L’employeur reconnaît l’utilisation d’un pseudonyme mais indique qu’il s’agit d’une simple décision marketing pour donner l’illusion d’un grand nombre de collaborateurs dans les centres de prospection téléphonique.

Il en résulte que le salarié ne démontre pas d’intention frauduleuse de la part de l’employeur, ce qui exclut toute indemnité pour travail dissimulé.

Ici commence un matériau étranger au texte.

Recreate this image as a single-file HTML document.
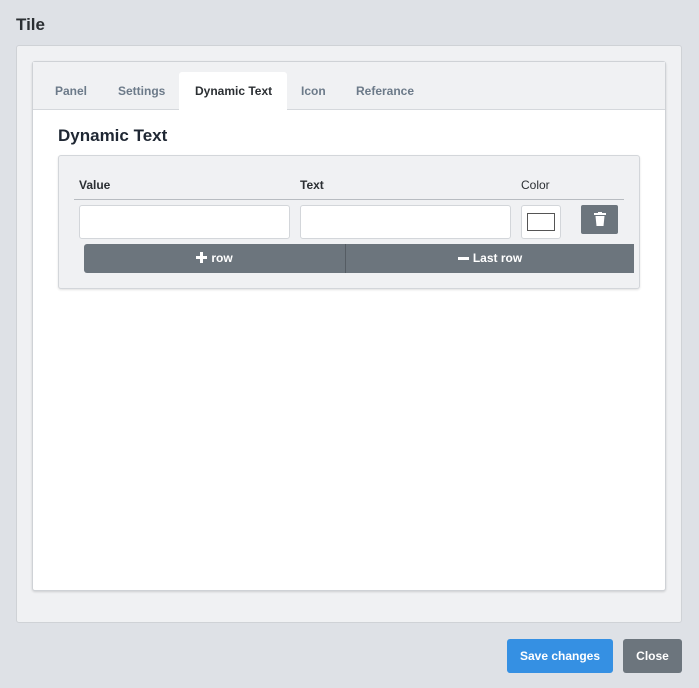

2°) De ce qui précède, la demande de rappel de salaire de juillet 2016 à février 2017 sera rejetée.

Sur les autres demandes :

1°) Le salarié demande des dommages et intérêts pour exécution déloyale du contrat de travail en invoquant avoir été victime d’un chantage à l’emploi de la part de M. [F] et Mme [S] et avoir subi une pression en recevant une convocation à un entretien préalable à un éventuel licenciement pour motif économique.

Cependant, le chantage à l’emploi n’est pas démontré et l’envoi de la convocation émane de la société [7] [Localité 9] et non de l’employeur.

En conséquence, la demande de dommages et intérêts sera rejetée et le jugement confirmé.

2°) Vu l’article 700 du code de procédure civile, rejette la demande de l’employeur et le condamne à payer au salarié la somme de 1 200 euros.

L’employeur supportera les dépens d’appel.

PAR CES MOTIFS :

La cour statuant publiquement, par décision contradictoire :

– Infirme le jugement du 8 octobre 2020 uniquement en ce qu’il condamne la société [8] à payer à M. [K] la somme de 5 000 euros de dommages et intérêts pour réticence abusive dans le paiement des commissions et les sommes de 26 363,94 euros de rappel de commissions et de 2 636,39 euros de congés payés afférents ;

– Le confirme pour le surplus ;

Statuant à nouveau sur les chefs infirmés :

– Condamne la société [8] à payer à M. [K] les sommes de :

* 39 092,07 euros de rappel de commissions,

* 3 909,20 euros de congés payés afférents ;

– Rejette la demande de M. [K] en paiement de dommages et intérêts pour réticence abusive dans le paiement des commissions dues ;

Y ajoutant :

– Vu l’article 700 du code de procédure civile, rejette la demande de la société [8] et la condamne à payer à M. [K] la somme de 1 200 euros ;

– Condamne la société [8] aux dépens d’appel.